If you want to drive on your own, then the Tezpur – Tawang highway is in great condition most of the way, except for some bad patches near Sela pass. Tezpur – Tawang is perhaps the only road where you can take your own car and trust the road and your driving skills. The rest of Arunachal Pradesh has narrow and bad roads requiring extreme skill. To reach Tawang, you should first reach Tezpur’s Mission Chariali, a 4-way junction from where the highway to Tawang starts. To reach Tezpur from Guwahati, there are two highways. One is Guwahati – Rangia – Orang – Tezpur road. This joins the same highway that you’d take if you were to drive from Kolkata: Kolkata – Shantiniketan – Farakka – Malda – Siliguri – Sevok – Cooch Behar – Alipurduar – New Bongaigaon – Barpeta – Nalbari – Rangia – Orang – Tezpur. An alternative route from Guwahati, and also a highway in better condition is Guwahati – Jagirod – Nagaon – Kaliabor – Tezpur.

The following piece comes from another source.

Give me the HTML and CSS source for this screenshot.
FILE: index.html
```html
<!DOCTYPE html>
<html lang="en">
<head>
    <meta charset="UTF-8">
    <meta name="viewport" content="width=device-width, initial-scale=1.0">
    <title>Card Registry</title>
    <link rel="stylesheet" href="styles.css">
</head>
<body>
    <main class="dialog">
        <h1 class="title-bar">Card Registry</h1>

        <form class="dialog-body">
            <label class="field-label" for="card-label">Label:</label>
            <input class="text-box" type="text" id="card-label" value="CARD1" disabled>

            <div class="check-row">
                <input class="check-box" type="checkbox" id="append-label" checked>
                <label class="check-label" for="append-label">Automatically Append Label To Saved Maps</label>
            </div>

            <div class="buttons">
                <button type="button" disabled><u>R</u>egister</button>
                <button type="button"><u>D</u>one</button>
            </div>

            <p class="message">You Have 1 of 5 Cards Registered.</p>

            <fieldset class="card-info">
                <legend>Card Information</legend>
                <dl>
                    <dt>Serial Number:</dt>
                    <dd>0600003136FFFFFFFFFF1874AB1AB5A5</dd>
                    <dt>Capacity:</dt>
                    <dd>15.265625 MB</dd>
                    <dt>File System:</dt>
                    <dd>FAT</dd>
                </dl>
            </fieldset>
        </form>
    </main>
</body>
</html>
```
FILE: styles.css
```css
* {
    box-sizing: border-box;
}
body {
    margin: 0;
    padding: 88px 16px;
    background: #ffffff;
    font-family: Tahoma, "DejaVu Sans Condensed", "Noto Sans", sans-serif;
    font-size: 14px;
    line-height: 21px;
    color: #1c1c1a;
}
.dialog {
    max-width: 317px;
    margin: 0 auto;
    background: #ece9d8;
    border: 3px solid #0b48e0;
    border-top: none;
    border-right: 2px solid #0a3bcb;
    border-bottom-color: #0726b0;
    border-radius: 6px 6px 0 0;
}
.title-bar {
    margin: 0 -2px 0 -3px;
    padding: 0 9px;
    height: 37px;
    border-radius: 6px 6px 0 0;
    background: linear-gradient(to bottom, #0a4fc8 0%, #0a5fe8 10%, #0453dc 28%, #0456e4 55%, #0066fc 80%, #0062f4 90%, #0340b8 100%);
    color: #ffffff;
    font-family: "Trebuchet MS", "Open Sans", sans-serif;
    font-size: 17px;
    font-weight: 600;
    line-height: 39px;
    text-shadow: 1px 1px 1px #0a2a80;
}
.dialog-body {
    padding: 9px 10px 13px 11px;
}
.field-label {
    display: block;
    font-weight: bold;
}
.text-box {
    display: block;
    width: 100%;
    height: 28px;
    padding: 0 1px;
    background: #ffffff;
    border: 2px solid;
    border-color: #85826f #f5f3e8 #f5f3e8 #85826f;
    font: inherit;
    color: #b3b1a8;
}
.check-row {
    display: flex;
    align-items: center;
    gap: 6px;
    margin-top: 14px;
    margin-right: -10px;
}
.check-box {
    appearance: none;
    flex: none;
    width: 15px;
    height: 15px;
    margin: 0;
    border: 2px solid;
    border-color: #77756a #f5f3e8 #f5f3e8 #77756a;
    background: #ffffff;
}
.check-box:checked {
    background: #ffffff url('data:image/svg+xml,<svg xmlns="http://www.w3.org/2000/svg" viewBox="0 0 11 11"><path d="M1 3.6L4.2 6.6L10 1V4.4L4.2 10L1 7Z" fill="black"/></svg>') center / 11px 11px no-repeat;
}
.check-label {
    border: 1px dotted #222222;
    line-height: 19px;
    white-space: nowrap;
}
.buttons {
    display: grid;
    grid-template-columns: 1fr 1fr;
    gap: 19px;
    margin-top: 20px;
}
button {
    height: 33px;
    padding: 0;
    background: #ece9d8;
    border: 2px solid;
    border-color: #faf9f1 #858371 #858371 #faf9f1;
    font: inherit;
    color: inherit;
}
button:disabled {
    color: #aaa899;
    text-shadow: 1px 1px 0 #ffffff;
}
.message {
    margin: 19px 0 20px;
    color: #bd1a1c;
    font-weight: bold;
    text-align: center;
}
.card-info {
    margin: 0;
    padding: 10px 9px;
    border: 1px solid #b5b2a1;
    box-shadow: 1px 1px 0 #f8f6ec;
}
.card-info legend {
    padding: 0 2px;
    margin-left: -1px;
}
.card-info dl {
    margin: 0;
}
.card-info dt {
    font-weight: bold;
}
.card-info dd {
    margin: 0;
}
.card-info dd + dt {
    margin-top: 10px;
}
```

This route is taken by state transport buses from Guwahati to Tezpur. Once at Tezpur, you should take the following highway: Mission Chariali – Salonibari – Goraimari – Balipara – Bhalukpong – Bomdila – Dirang – Jang – Tawang.
Whichever way you plan to go to Tawang, you need to apply for an Inner Line Permit (ILP). These can be obtained online from the website for Arunachal ILP. To apply offline, you can visit the Arunachal government liaison offices at Guwahati, Tezpur, Kolkata or Siliguri. You need your Aadhar card or passport. If driving on your own, you need to show your vehicle documents at checkpoints. The checkpoints at Bhalukpong and Jang check your permits and documents. To get to Bum La pass, you need another permit from the district magistrate office at Tawang town.
Arunachal is a state that will blow your mind away with its beauty and the way people welcome you with open arms. Tawang is the jewel on the crown with the breathtaking beauty of the Himalayan snow mountains, passes, lakes and imposing monasteries and gompas.